POSTED: December 1, 2008

EDITOR:

Today, as I write this, our governor is abroad (ahem!) seeking to bring new business and jobs to Michigan.

It wasn't that long ago that a foreign country bought a certain factory here in Escanaba and promptly closed it down, laying off and early retiring several hundred people.

The rotting, barely used, totally eyesore remnants of Harnischfeger can still be seen, but the people who's future and fortune relied on a job there all but forgotten.

Could her moves overseas attract another country's interest in "cutting out the competition" in an industry?

Are we crazy!? We still have battles going on in Lansing and Washington, trying to keep foreign goods out of the country (especially our state), and our own governor is out and about trying to lure "business" in?

Is she visiting Mexico and Canada on her trip? Will she be visiting China and Japan? I doubt it. We "already" know how those countries affect our economy, jobs, wages and product in this country. I just cannot understand, and probably am too old to be made to do so, why is "that" the answer to getting jobs in Michigan?

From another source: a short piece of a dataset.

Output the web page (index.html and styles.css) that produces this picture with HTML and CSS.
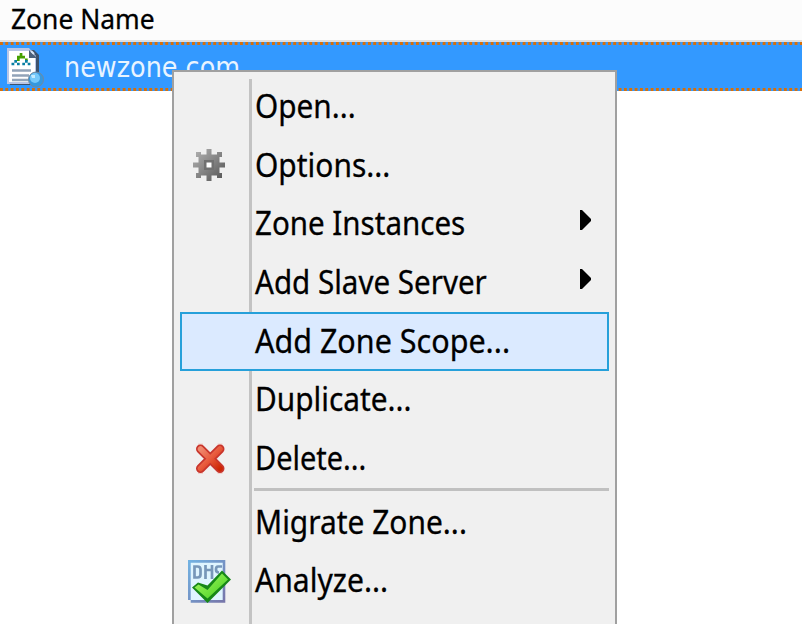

I suppose she's in France somewhere trying to lure someone into making handbags or fancy new shoes here in Michigan. Will they pay the price our country needs for leather? Or will that country just import its own leather and rely on factory workers, working at a wage to keep the cost of the goods down so that "rich" Americans will buy them, and actually say, "WE shop locally!"?

After January there will be no "rich" Americans, there'll be long lines in front of employment offices, banks, and I fear, along with bread lines and welfare.

Just wondering, out loud. When a bank, or Wall Street, or even the Big Three fall on hard times, we reach for the bailout button and begin throwing money at the problem in order to save jobs, homes, and industry.

However, when a school's budget in hits the red, we don't throw money at that problem, nor ask for a bailout. Schools are told, "Deal with what you have and start teacher layoffs and class-cutting as soon as you can."

Isn't that an odd way of dealing with two problems that very nearly rock in the same boat? Let's tell the Big Three to start "their layoffs and cutbacks," too!

Better yet, have them "lower the price on their products to better fit the economy of "we got no money to buy your cars!" or, in reality, "The bank won't give me any dough right now, not at a rate I want to pay!" But, I digress.

Oh, I see that gambling is down in the state too, though Lansing just put fancy new Lotto equipment in every Lotto kiosk in the state. Didn't our schools face a budget cut this past year? Isn't gambling money supposed to go to the schools? I think that money would have been better spent on the schools, but it wasn't on the ballot. Who chooses "kiosks over schools" when it comes to this sort of thing?

There'll soon be enough money trickling down to save our homes, save our jobs, save our industry (and pay for trips abroad to find more jobs in Michigan), but not one cent extra for struggling public schools.

Sadly, it seems we would bailout anything but a school in this state.